『いつもの言葉を哲学する』
朝日新書より発売中

 いま、社会で言葉が雑に扱われている。言葉が軽んじられている。――これは常套句のようによく指摘されることですが、確かに、そう実感せざるをえない場面を、私たちの社会のそこかしこに見出すことができます。

 たとえば、「遺憾に思う」という言葉は本来、<思い通りにいかず心残りだ>とか、<残念に思う>、<気の毒に思う>ということを意味するはずですが、自分の行いを後悔して「申し訳ない」とはっきり詫びるべき場面でしばしば用いられています。

 また、「発言を撤回する」という言葉が、あたかも議事録から発言の記録そのものを削除するかのように、<自分が発した言葉を後から取り消す>という意味で用いられる場面も、現在ではよく目にします。たとえば、政治家が公の場で不適切な発言を行い、それが批判された場合などです。昔から、「吐いた唾は呑めぬ」(一度口から出した言葉はもう取り消せない)と言われてきたはずなのですが。

 さらに、昨今の新型コロナ禍においては、閣僚や知事、市長といった立場の人々から、「自粛を徹底させる」、「要請に従ってもらう」、「要請を守らない場合には……」といった言葉が平然と発せられてきました。「自粛」とは文字通り<自ら進んで行動を粛むこと>であり、そもそも誰かに指示されるものではありません。また、「要請」には応じるものであって、従ったり守ったりするのは「命令」にほかなりません。

 言葉が軽んじられ、雑に扱われて、やがてねじ曲がり、壊れてしまえば、私たちの生活や社会の基礎の部分が壊れることになります。というのも、私たちはまさに言葉とともに生き、社会をかたちづくっているからです。

 では、逆に、言葉を大切にする(言葉を重んじる)とは何をすることを意味するのでしょうか。

 それは必ずしも、辞書に記されている意味や文法書に書かれているルールを金科玉条のように守る、ということではありません。「速攻帰る」や「地味に痛い」などに見られる「速攻」や「地味」の用法にせよ、ら抜き言葉の使用等々にせよ、時代とともに言葉は絶えず変わり続けるものであって、そうした変化に対して完全に目を瞑ってしまうこともまた、言葉を大切にすることとは程遠いものです。

 いまある言葉の多くは、長い時間をかけて形成された、世界に対する特定の見方を反映しています。そして、時間は流れ、世界は変わり、言葉も変わっていきます。そうした変化と、個々の言葉が湛える豊かな意味合いとを繊細に捉えながら、用いるべき言葉をよく吟味する。――言葉を大切にするというのは、基本的にはそうした努力を指すのだろうと思います。

 このたび上梓した『いつもの言葉を哲学する』は、こうした意味での<言葉を大切にする>ことの内実を、私たちの身近にある具体的な事例を通して明らかにすることを目指しています。

 言葉の意味が変化していくことや、言葉が古びていくことを、私たちはどう受けとめればよいのか。

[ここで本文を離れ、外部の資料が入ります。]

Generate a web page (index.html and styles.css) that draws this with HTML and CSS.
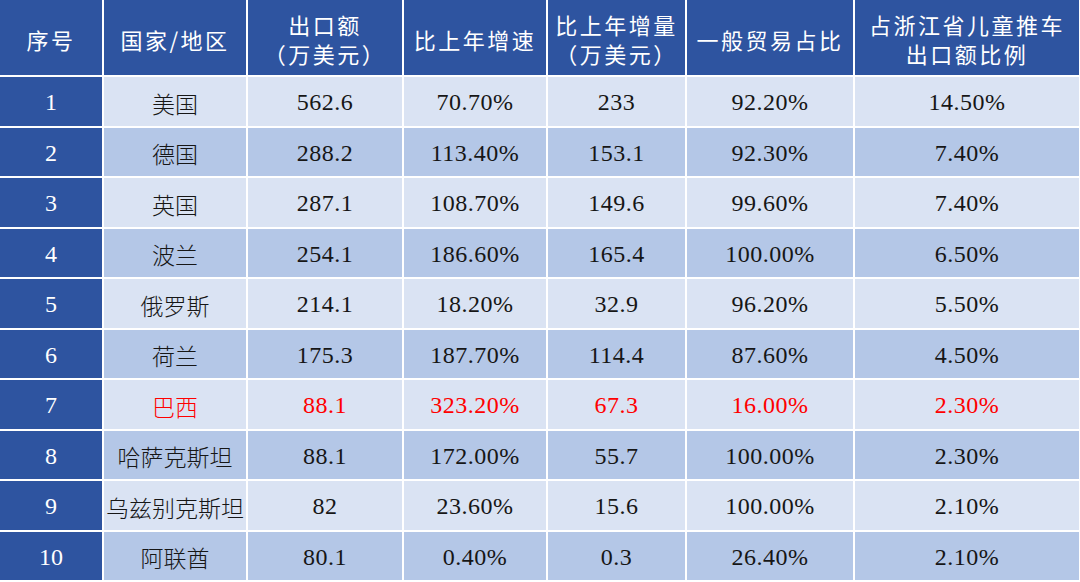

次々に生まれる新語や流行語にどう向き合っていけばよいのか。常套句や決まり文句といったものに、どこまで身を預ければよいのか。個々の言葉がもつ微妙なニュアンスをつかまえるということに、いかなる重要性があるのか。

 こうした問いに絡んで、本書では次のような具体的なテーマを扱っています。「抜け感」や「規模感」といった、近頃よく耳にする言葉の長所と短所。「親ガチャ」という若者言葉が意味すること。「誤解を招いたのであれば……」とか「不快な思いをさせたのならば……」といった謝罪の言葉の何が問題なのか。「かわいい」という言葉の歴史。オノマトペの豊かさ。夫婦の呼び名の難しさ。「ケア」や「クラスター」といったカタカナ語の功罪。「まん延」や「ひっ迫」といった交ぜ書きの氾濫、等々。

 こうした多彩なテーマをさまざまな角度から探究し、良かれ悪しかれ私たちのいまの生活でよく見かける「いつもの言葉」たちを分析しながら、本書は繰り返し次のポイントに立ち戻っていきます。それは、私たちの社会や生活は言葉とともにあり、そのつどの表現と対話の場としてある、ということです。

 表現と対話の場は、言葉を雑に扱うことによって如実に損なわれ、また逆に、言葉を大切にすることによって確保され、より豊かなものとなりえます。私たちの社会や生活を支える言葉の面白さと恐ろしさ、そして、言葉に無関心でいることの危うさに、本書が迫るものであることを願っています。